Pointing to a set of armory blueprints on the table, Trustee Tom Catillaz asked if there’s “any forward movement” on the village’s potential use of that space.

“The room looks adequate,” Rabideau said. “We’re going to spend some time with these prints, meet with some department heads and hope to come back to the board. In the meantime, I’m going to meet with Betty Little on Friday.”

Still, the mayor said it could take up to two years for the village to be able to work out a deal for the armory. Should a new location surface sooner, Pelleteri noted the village can opt out of its lease with Harrietstown by giving 90 days’ notice.

“I think the village offices should be downtown and easily accessible,” Catillaz said. “I don’t think (the armory) is (accessible) to the common, everyday person, but I think we should be looking more long-term for a permanent place, and this is not it up here (in the town hall). It’s really on the expensive side.

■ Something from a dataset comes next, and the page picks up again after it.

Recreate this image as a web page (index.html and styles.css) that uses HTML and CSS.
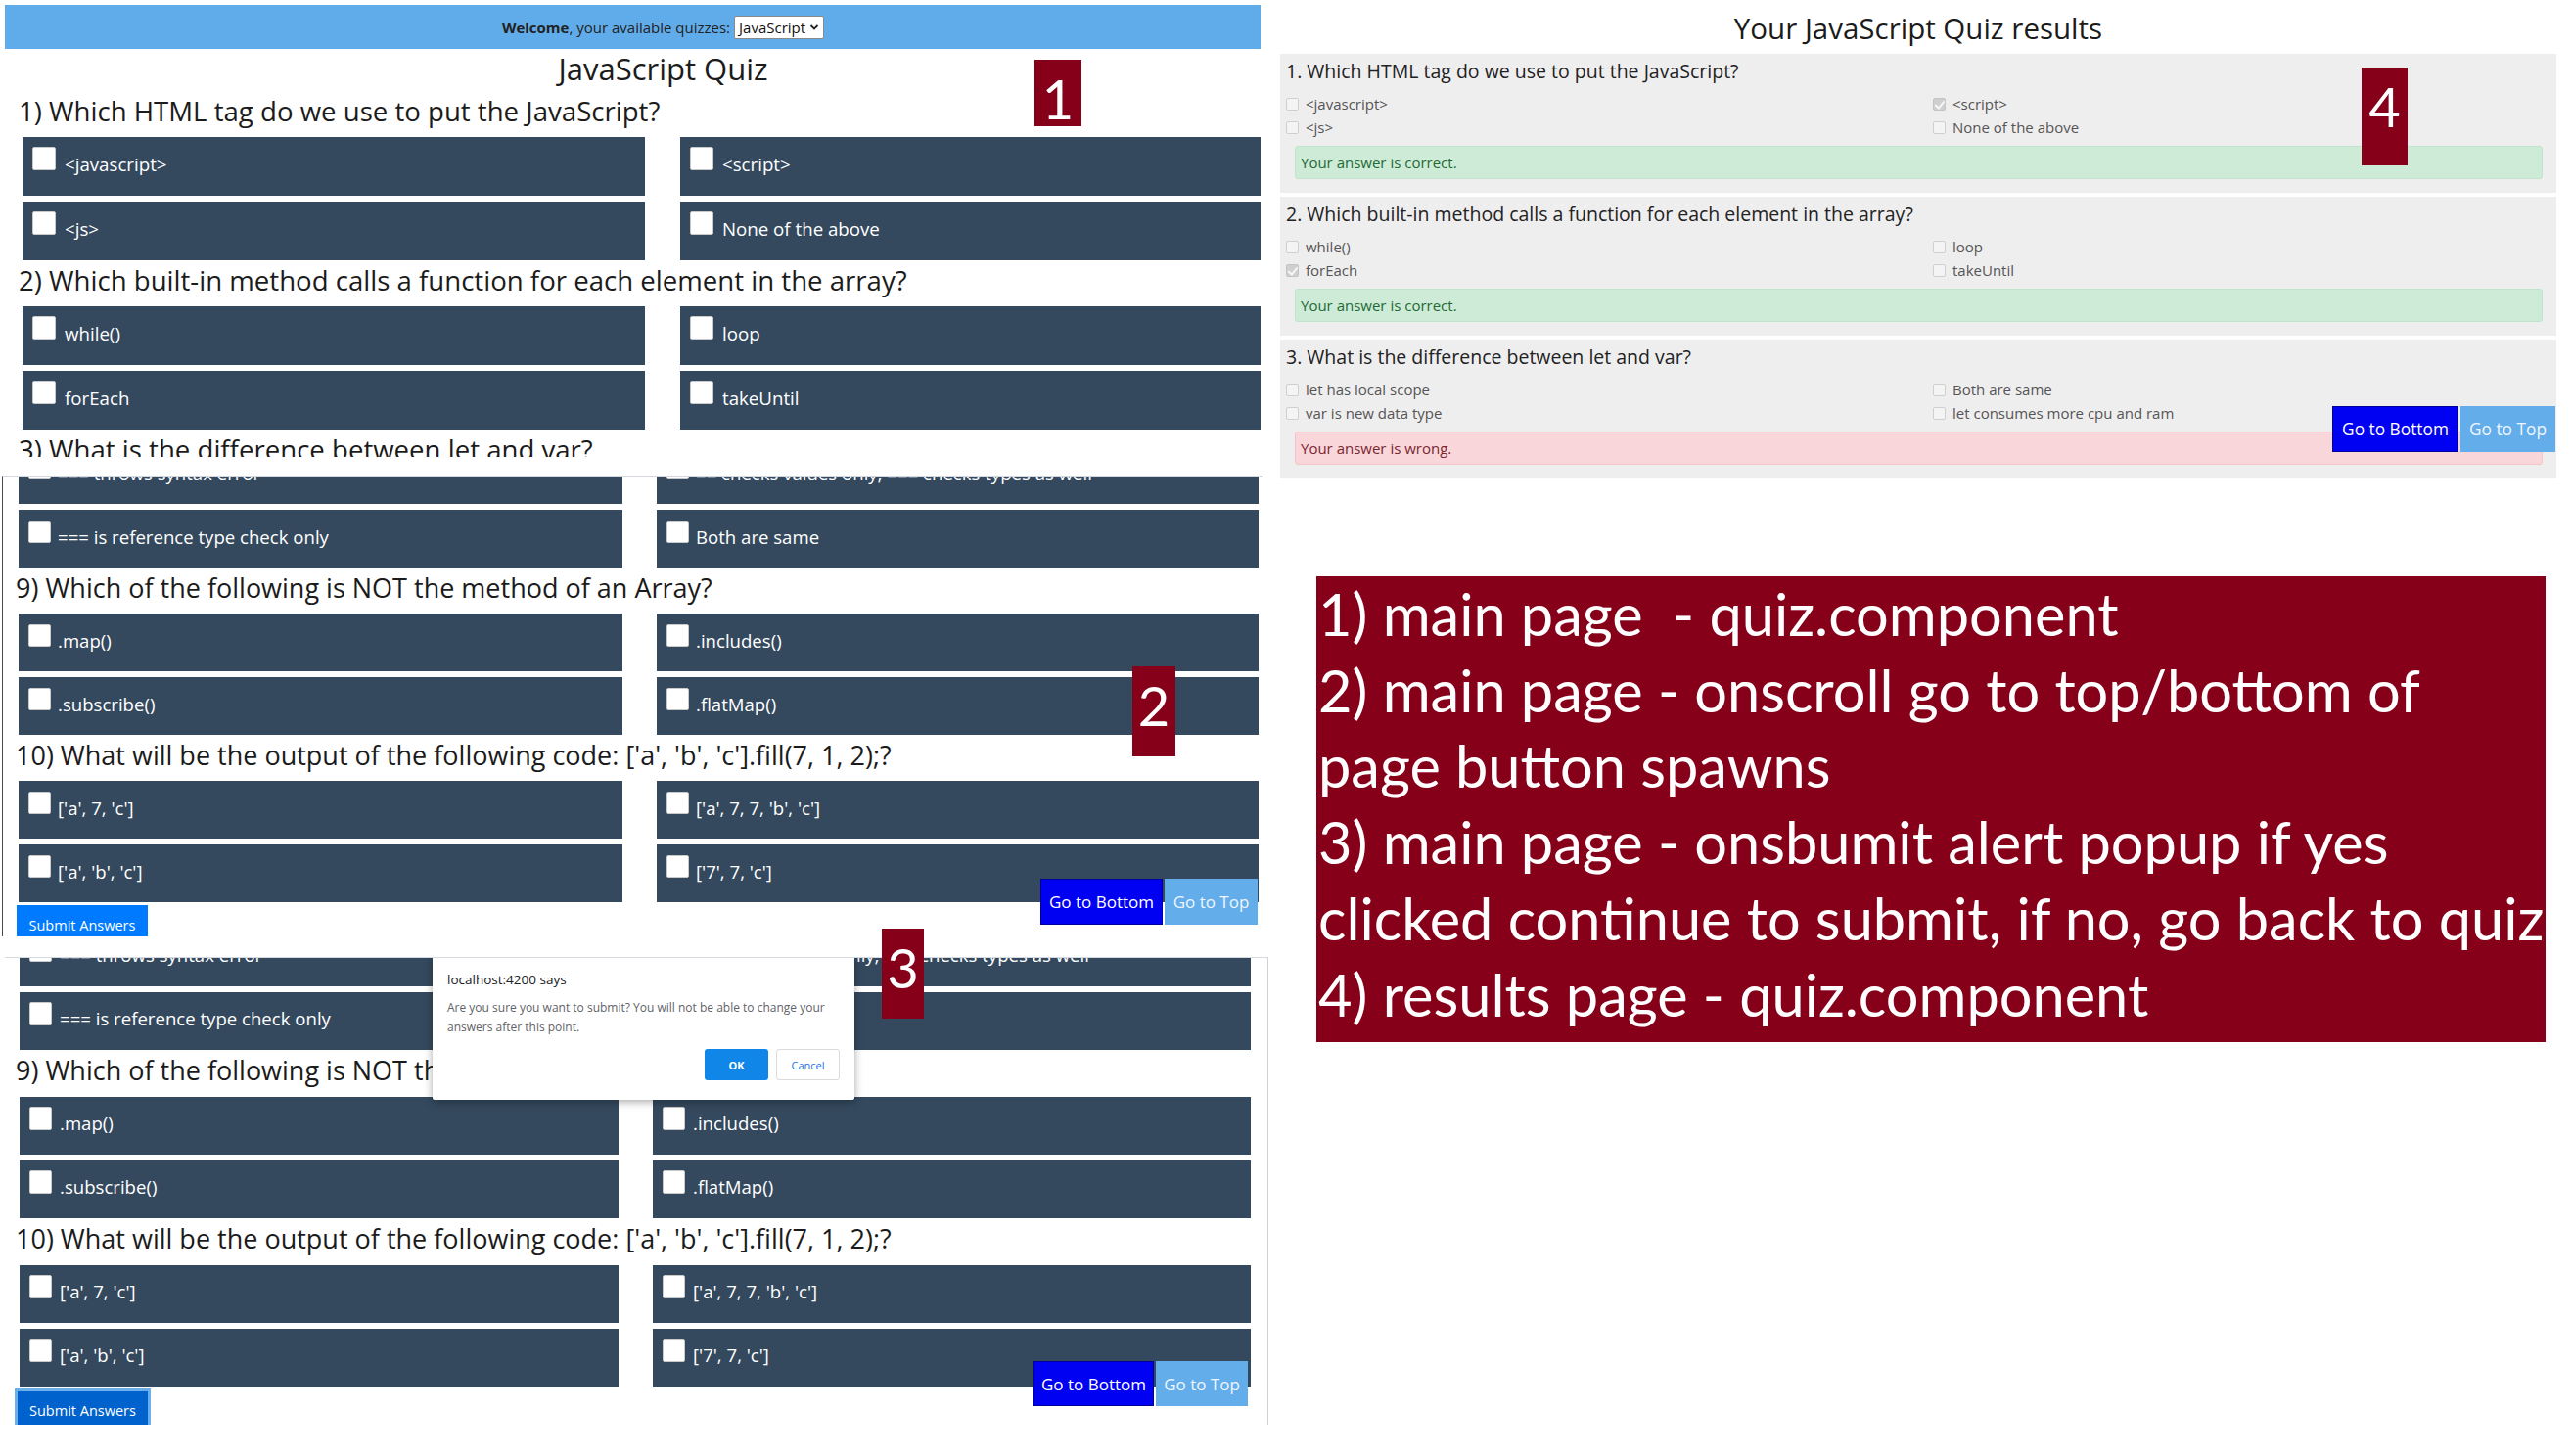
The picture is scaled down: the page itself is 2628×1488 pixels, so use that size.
FILE: index.html
```html
<!DOCTYPE html>
<html lang="en">
<head>
<meta charset="utf-8">
<title>JavaScript Quiz – overview</title>
<link rel="stylesheet" href="styles.css">
</head>
<body>
<div class="canvas">
  <div class="col-left">

    <section class="shot shot1">
      <div class="topbar">
        <span class="welcome"><b>Welcome</b>, your available quizzes:</span>
        <span class="select">JavaScript<svg width="10" height="8" viewBox="0 0 10 8"><path d="M1.5 2 L5 5.5 L8.5 2" fill="none" stroke="#222" stroke-width="1.8"/></svg></span>
      </div>
      <h1 class="quiz-title">JavaScript Quiz</h1>
      <h2 class="q">1) Which HTML tag do we use to put the JavaScript?</h2>
      <div class="opts">
        <div class="opt"><span class="cb"></span><span class="lbl">&lt;javascript&gt;</span></div>
        <div class="opt"><span class="cb"></span><span class="lbl">&lt;script&gt;</span></div>
        <div class="opt"><span class="cb"></span><span class="lbl">&lt;js&gt;</span></div>
        <div class="opt"><span class="cb"></span><span class="lbl">None of the above</span></div>
      </div>
      <h2 class="q">2) Which built-in method calls a function for each element in the array?</h2>
      <div class="opts">
        <div class="opt"><span class="cb"></span><span class="lbl">while()</span></div>
        <div class="opt"><span class="cb"></span><span class="lbl">loop</span></div>
        <div class="opt"><span class="cb"></span><span class="lbl">forEach</span></div>
        <div class="opt"><span class="cb"></span><span class="lbl">takeUntil</span></div>
      </div>
      <h2 class="q">3) What is the difference between let and var?</h2>
    </section>

    <section class="shot shot2">
      <div class="opts first">
        <div class="opt"><span class="cb"></span><span class="lbl">=== throws syntax error</span></div>
        <div class="opt"><span class="cb"></span><span class="lbl">== checks values only; === checks types as well</span></div>
        <div class="opt"><span class="cb"></span><span class="lbl">=== is reference type check only</span></div>
        <div class="opt"><span class="cb"></span><span class="lbl">Both are same</span></div>
      </div>
      <h2 class="q">9) Which of the following is NOT the method of an Array?</h2>
      <div class="opts">
        <div class="opt"><span class="cb"></span><span class="lbl">.map()</span></div>
        <div class="opt"><span class="cb"></span><span class="lbl">.includes()</span></div>
        <div class="opt"><span class="cb"></span><span class="lbl">.subscribe()</span></div>
        <div class="opt"><span class="cb"></span><span class="lbl">.flatMap()</span></div>
      </div>
      <h2 class="q">10) What will be the output of the following code: ['a', 'b', 'c'].fill(7, 1, 2);?</h2>
      <div class="opts">
        <div class="opt"><span class="cb"></span><span class="lbl">['a', 7, 'c']</span></div>
        <div class="opt"><span class="cb"></span><span class="lbl">['a', 7, 7, 'b', 'c']</span></div>
        <div class="opt"><span class="cb"></span><span class="lbl">['a', 'b', 'c']</span></div>
        <div class="opt"><span class="cb"></span><span class="lbl">['7', 7, 'c']</span></div>
      </div>
      <button class="submit">Submit Answers</button>
      <div class="goto goto2"><button class="go-bottom">Go to Bottom</button><button class="go-top">Go to Top</button></div>
    </section>

    <section class="shot shot3">
      <div class="opts first">
        <div class="opt"><span class="cb"></span><span class="lbl">=== throws syntax error</span></div>
        <div class="opt"><span class="cb"></span><span class="lbl">== checks values only; === checks types as well</span></div>
        <div class="opt"><span class="cb"></span><span class="lbl">=== is reference type check only</span></div>
        <div class="opt"><span class="cb"></span><span class="lbl">Both are same</span></div>
      </div>
      <h2 class="q">9) Which of the following is NOT the method of an Array?</h2>
      <div class="opts">
        <div class="opt"><span class="cb"></span><span class="lbl">.map()</span></div>
        <div class="opt"><span class="cb"></span><span class="lbl">.includes()</span></div>
        <div class="opt"><span class="cb"></span><span class="lbl">.subscribe()</span></div>
        <div class="opt"><span class="cb"></span><span class="lbl">.flatMap()</span></div>
      </div>
      <h2 class="q">10) What will be the output of the following code: ['a', 'b', 'c'].fill(7, 1, 2);?</h2>
      <div class="opts">
        <div class="opt"><span class="cb"></span><span class="lbl">['a', 7, 'c']</span></div>
        <div class="opt"><span class="cb"></span><span class="lbl">['a', 7, 7, 'b', 'c']</span></div>
        <div class="opt"><span class="cb"></span><span class="lbl">['a', 'b', 'c']</span></div>
        <div class="opt"><span class="cb"></span><span class="lbl">['7', 7, 'c']</span></div>
      </div>
      <button class="submit focused">Submit Answers</button>
      <div class="goto goto3"><button class="go-bottom">Go to Bottom</button><button class="go-top">Go to Top</button></div>
      <div class="dialog">
        <div class="dlg-title">localhost:4200 says</div>
        <div class="dlg-msg">Are you sure you want to submit? You will not be able to change your answers after this point.</div>
        <div class="dlg-btns"><button class="dlg-ok">OK</button><button class="dlg-cancel">Cancel</button></div>
      </div>
    </section>
  </div>

  <div class="col-right">
    <section class="results">
      <h1 class="res-title">Your JavaScript Quiz results</h1>
      <div class="card">
        <h3 class="res-q">1. Which HTML tag do we use to put the JavaScript?</h3>
        <div class="res-opts">
          <div class="ro"><span class="rcb"></span>&lt;javascript&gt;</div>
          <div class="ro"><span class="rcb checked"></span>&lt;script&gt;</div>
          <div class="ro"><span class="rcb"></span>&lt;js&gt;</div>
          <div class="ro"><span class="rcb"></span>None of the above</div>
        </div>
        <div class="alert ok">Your answer is correct.</div>
      </div>
      <div class="card">
        <h3 class="res-q">2. Which built-in method calls a function for each element in the array?</h3>
        <div class="res-opts">
          <div class="ro"><span class="rcb"></span>while()</div>
          <div class="ro"><span class="rcb"></span>loop</div>
          <div class="ro"><span class="rcb checked"></span>forEach</div>
          <div class="ro"><span class="rcb"></span>takeUntil</div>
        </div>
        <div class="alert ok">Your answer is correct.</div>
      </div>
      <div class="card">
        <h3 class="res-q">3. What is the difference between let and var?</h3>
        <div class="res-opts">
          <div class="ro"><span class="rcb"></span>let has local scope</div>
          <div class="ro"><span class="rcb"></span>Both are same</div>
          <div class="ro"><span class="rcb"></span>var is new data type</div>
          <div class="ro"><span class="rcb"></span>let consumes more cpu and ram</div>
        </div>
        <div class="alert bad">Your answer is wrong.</div>
      </div>
      <div class="goto goto4"><button class="go-bottom">Go to Bottom</button><button class="go-top">Go to Top</button></div>
    </section>

    <div class="note">
      <div class="nl">1) main page  - quiz.component</div>
      <div class="nl">2) main page - onscroll go to top/bottom of</div>
      <div class="nl">page button spawns</div>
      <div class="nl">3) main page - onsbumit alert popup if yes</div>
      <div class="nl">clicked continue to submit, if no, go back to quiz</div>
      <div class="nl">4) results page - quiz.component</div>
    </div>
  </div>

  <div class="badge b1">1</div>
  <div class="badge b2">2</div>
  <div class="badge b3">3</div>
  <div class="badge b4">4</div>
</div>
</body>
</html>
```

FILE: styles.css
```css
* { box-sizing: border-box; }
html, body { margin: 0; padding: 0; background: #ffffff; }
body { font-family: "Open Sans", "Noto Sans", sans-serif; color: #212529; }

.canvas {
  position: relative;
  width: 2628px;
  height: 1488px;
  display: grid;
  grid-template-columns: 1300px 1328px;
  overflow: hidden;
}
.col-left, .col-right { display: flex; flex-direction: column; align-items: flex-start; }

/* ---------- quiz screenshots ---------- */
.shot { position: relative; overflow: hidden; background: #fff; }
.shot1 { margin: 5px 0 0 5px; width: 1283px; height: 462px; }
.shot2 { margin: 19px 0 0 2px; width: 1288px; height: 471px; border-left: 1px solid #4a4a4a; border-top: 1px solid #d5d9df; }
.shot3 { margin: 21px 0 0 5px; width: 1291px; height: 478px; border-top: 1px solid #d5d9df; border-right: 1px solid #cfd3d8; }

.topbar {
  height: 45px;
  background: #60acea;
  display: flex;
  align-items: center;
  justify-content: center;
  padding-left: 62px;
  gap: 4px;
  font-size: 15px;
  color: #222;
}
.welcome b { font-weight: 700; }
.select {
  display: inline-flex;
  align-items: center;
  gap: 4px;
  height: 24px;
  padding: 0 4px 0 4px;
  background: #fff;
  border: 1px solid #8a8a8a;
  border-radius: 2px;
  font-size: 15px;
  color: #111;
}

.quiz-title {
  margin: 0 0 3px;
  padding-left: 62px;
  text-align: center;
  font-size: 31px;
  font-weight: 400;
  line-height: 40px;
  color: #1b1b1b;
}

.q {
  margin: 0 0 6px;
  padding-left: 14px;
  font-size: 27.6px;
  font-weight: 400;
  line-height: 41px;
  color: #1b1b1b;
  white-space: nowrap;
}

.opts { display: grid; row-gap: 6px; }
.opt {
  background: #34495e;
  display: flex;
  align-items: flex-start;
  color: #fff;
  white-space: nowrap;
}
.cb {
  flex: none;
  background: #fff;
  border: 1px solid #c9c9c9;
  border-radius: 2px;
}

.shot1 .opts { margin-left: 18px; grid-template-columns: 636px 1fr; column-gap: 36px; }
.shot1 .opt { height: 60px; padding: 10px 0 0 10px; }
.shot1 .cb { width: 24px; height: 24px; margin-right: 9px; }
.shot1 .lbl { font-size: 18.7px; line-height: 35px; }

.shot2 .q { padding-left: 13px; font-size: 27px; }
.shot2 .opts { margin-left: 16px; grid-template-columns: 617px 615px; column-gap: 35px; }
.shot2 .opts.first { margin-top: -31px; }
.shot2 .opt { height: 59px; padding: 11px 0 0 10px; }
.shot2 .cb { width: 23px; height: 23px; margin-right: 7px; }
.shot2 .lbl { font-size: 18.6px; line-height: 33px; }

.shot3 .q { padding-left: 11px; font-size: 27px; margin-bottom: 7px; }
.shot3 .opts { margin-left: 15px; grid-template-columns: 612px 611px; column-gap: 35px; }
.shot3 .opts.first { margin-top: -30px; }
.shot3 .opt { height: 59px; padding: 10px 0 0 10px; }
.shot3 .cb { width: 23px; height: 24px; margin-right: 8px; }
.shot3 .lbl { font-size: 18.6px; line-height: 33px; }

.submit {
  display: block;
  border: none;
  border-radius: 0;
  background: #007bff;
  color: #fff;
  font-family: "Open Sans", sans-serif;
  font-size: 14.5px;
  padding: 0;
  cursor: pointer;
}
.shot2 .submit { margin: 3px 0 0 14px; width: 134px; height: 33px; line-height: 33px; padding-top: 4px; }
.shot3 .submit.focused {
  margin: 2px 0 0 10px;
  width: 139px;
  height: 39px;
  background: #0062cc;
  border: 3px solid #6aaeea;
  border-bottom: none;
  padding-top: 2px;
}

.goto { position: absolute; display: flex; gap: 2px; }
.goto button {
  height: 47px;
  border: none;
  border-radius: 0;
  color: #fff;
  font-family: "Open Sans", sans-serif;
  font-size: 17px;
  padding: 0;
  cursor: pointer;
}
.go-bottom { background: #0000f2; border: 1px solid #00009a !important; }
.go-top { background: #64adeb; color: #eef6fd !important; }
.goto2 { left: 1060px; top: 411px; }
.goto2 .go-bottom { width: 125px; }
.goto2 .go-top { width: 95px; }
.goto3 { left: 1051px; top: 412px; height: 46px; }
.goto3 .go-bottom { width: 123px; height: 46px; }
.goto3 .go-top { width: 94px; height: 46px; }

.dialog {
  position: absolute;
  left: 437px;
  top: -3px;
  width: 431px;
  height: 148px;
  background: #fff;
  border-radius: 2px;
  box-shadow: 0 2px 9px rgba(0,0,0,0.35);
  padding: 16px 15px 0 15px;
}
.dlg-title { font-size: 13.5px; color: #202124; line-height: 18px; }
.dlg-msg { margin-top: 10px; font-size: 12px; line-height: 20px; color: #5f6368; width: 390px; }
.dlg-btns { display: flex; justify-content: flex-end; gap: 8px; margin-top: 12px; }
.dlg-ok {
  width: 65px; height: 32px;
  background: #0f86e8; color: #fff; border: none; border-radius: 3px;
  font-family: "Open Sans", sans-serif; font-size: 11px; font-weight: 700;
}
.dlg-cancel {
  width: 65px; height: 32px;
  background: #fff; color: #1a73e8; border: 1px solid #dadce0; border-radius: 3px;
  font-family: "Open Sans", sans-serif; font-size: 11px;
}

/* ---------- results ---------- */
.results { position: relative; margin-left: 8px; width: 1304px; height: 486px; }
.res-title {
  margin: 0;
  height: 55px;
  padding-top: 3px;
  text-align: center;
  font-size: 29.5px;
  font-weight: 400;
  line-height: 51px;
  color: #1b1b1b;
}
.card {
  background: #efeeef;
  margin-bottom: 4px;
  padding: 6px 14px 14px 6px;
}
.res-q { margin: 0 0 9px; font-size: 19.5px; font-weight: 400; line-height: 24px; color: #222; white-space: nowrap; }
.res-opts { display: grid; grid-template-columns: 661px 1fr; }
.ro { display: flex; align-items: center; height: 24px; font-size: 15px; color: #555; white-space: nowrap; }
.rcb {
  position: relative;
  width: 13px; height: 13px;
  margin-right: 7px;
  background: #f4f4f4;
  border: 1px solid #cfcfcf;
  border-radius: 2px;
  flex: none;
}
.rcb.checked { background: #cfcfcf; border-color: #c4c4c4; }
.rcb.checked::after {
  content: "";
  position: absolute;
  left: 3px; top: 0px;
  width: 4px; height: 8px;
  border: solid #f6f6f6;
  border-width: 0 2px 2px 0;
  transform: rotate(40deg);
}
.alert {
  margin: 7px 0 0 9px;
  height: 34px;
  padding-left: 5px;
  display: flex;
  align-items: center;
  font-size: 15px;
  border-radius: 3px;
  border: 1px solid transparent;
}
.alert.ok { background: #cdebd7; border-color: #c0e4cc; color: #1f6a35; }
.alert.bad { background: #f9d6da; border-color: #f3c5cb; color: #7a2630; }
.goto4 { right: 1px; top: 415px; }
.goto4 .go-bottom { width: 129px; font-size: 17.3px; }
.goto4 .go-top { width: 97px; font-size: 17.3px; }

/* ---------- note ---------- */
.note {
  margin: 103px 0 0 45px;
  width: 1256px;
  height: 476px;
  background: #870019;
  color: #fff;
  font-family: Lato, "Open Sans", sans-serif;
  font-size: 59.5px;
  line-height: 77.7px;
  padding-left: 2px;
}
.nl { white-space: pre; }

/* ---------- badges ---------- */
.badge {
  position: absolute;
  background: #870019;
  color: #fff;
  font-family: Lato, sans-serif;
  font-size: 56px;
  line-height: 56px;
  padding-top: 12px;
  text-align: center;
}
.b1 { left: 1057px; top: 61px; width: 48px; height: 68px; }
.b2 { left: 1157px; top: 681px; width: 44px; height: 92px; }
.b3 { left: 901px; top: 949px; width: 43px; height: 92px; }
.b4 { left: 2413px; top: 69px; width: 47px; height: 100px; }
```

“I think if (the armory) does not pan out, we could go to Van Buren Street and build a building, and in 20 years it would be paid for,” Catillaz added. “We’d have a permanent place with offices, the police department and village workers up there, too. Everything would be in one spot and easily located by any person in the village.”

The board discussed setting up a work session to discuss the possibilities. Pelletieri said there are a lot of variables, noting that the Saranac Lake Volunteer Fire Department needs a new firehouse. Maybe the fire department could go to Van Buren Street and the firehouse could become village offices, he said.

When the discussion came back to the town hall lease, Trustee Paul Van Cott said he has a problem with the village paying a commercial rate to rent space in a municipal building.

“For the people who live in the town of Harriestown, in the village, it’s basically taking money out of this pocket and putting it into another one,” Van Cott said. “The only people who really come out ahead are the people who live outside the village in the town of Harrietstown, because they’re getting the benefit of revenues coming from the village to pay for this. The whole thing just seems very dysfunctional to me.”

Instead, Van Cott said the village and town need to work together on ways to consolidate to save taxpayer money.

The lease was ultimately approved on a 3-2 vote, with Rabideau, Pelletieri and Trustee Rich Shapiro in favor, and Catillaz and Van Cott opposed.

After the meeting, Rabideau was asked what’s wrong with the current location of the village offices. The first thing he said was the lack of parking, even though there’s public parking just down Main Street in the lot next to Wholesale Furniture & Appliance.

“It’s a block away. People don’t walk that far,” Rabideau said. “We’re also on the second floor, with a terrible office layout. It’s enough to make us look around. No hard feelings. It’s just not a prime, grade A location. We have a big traffic flow through here, people coming in to pay their bills and do village business. It’s not convenient.”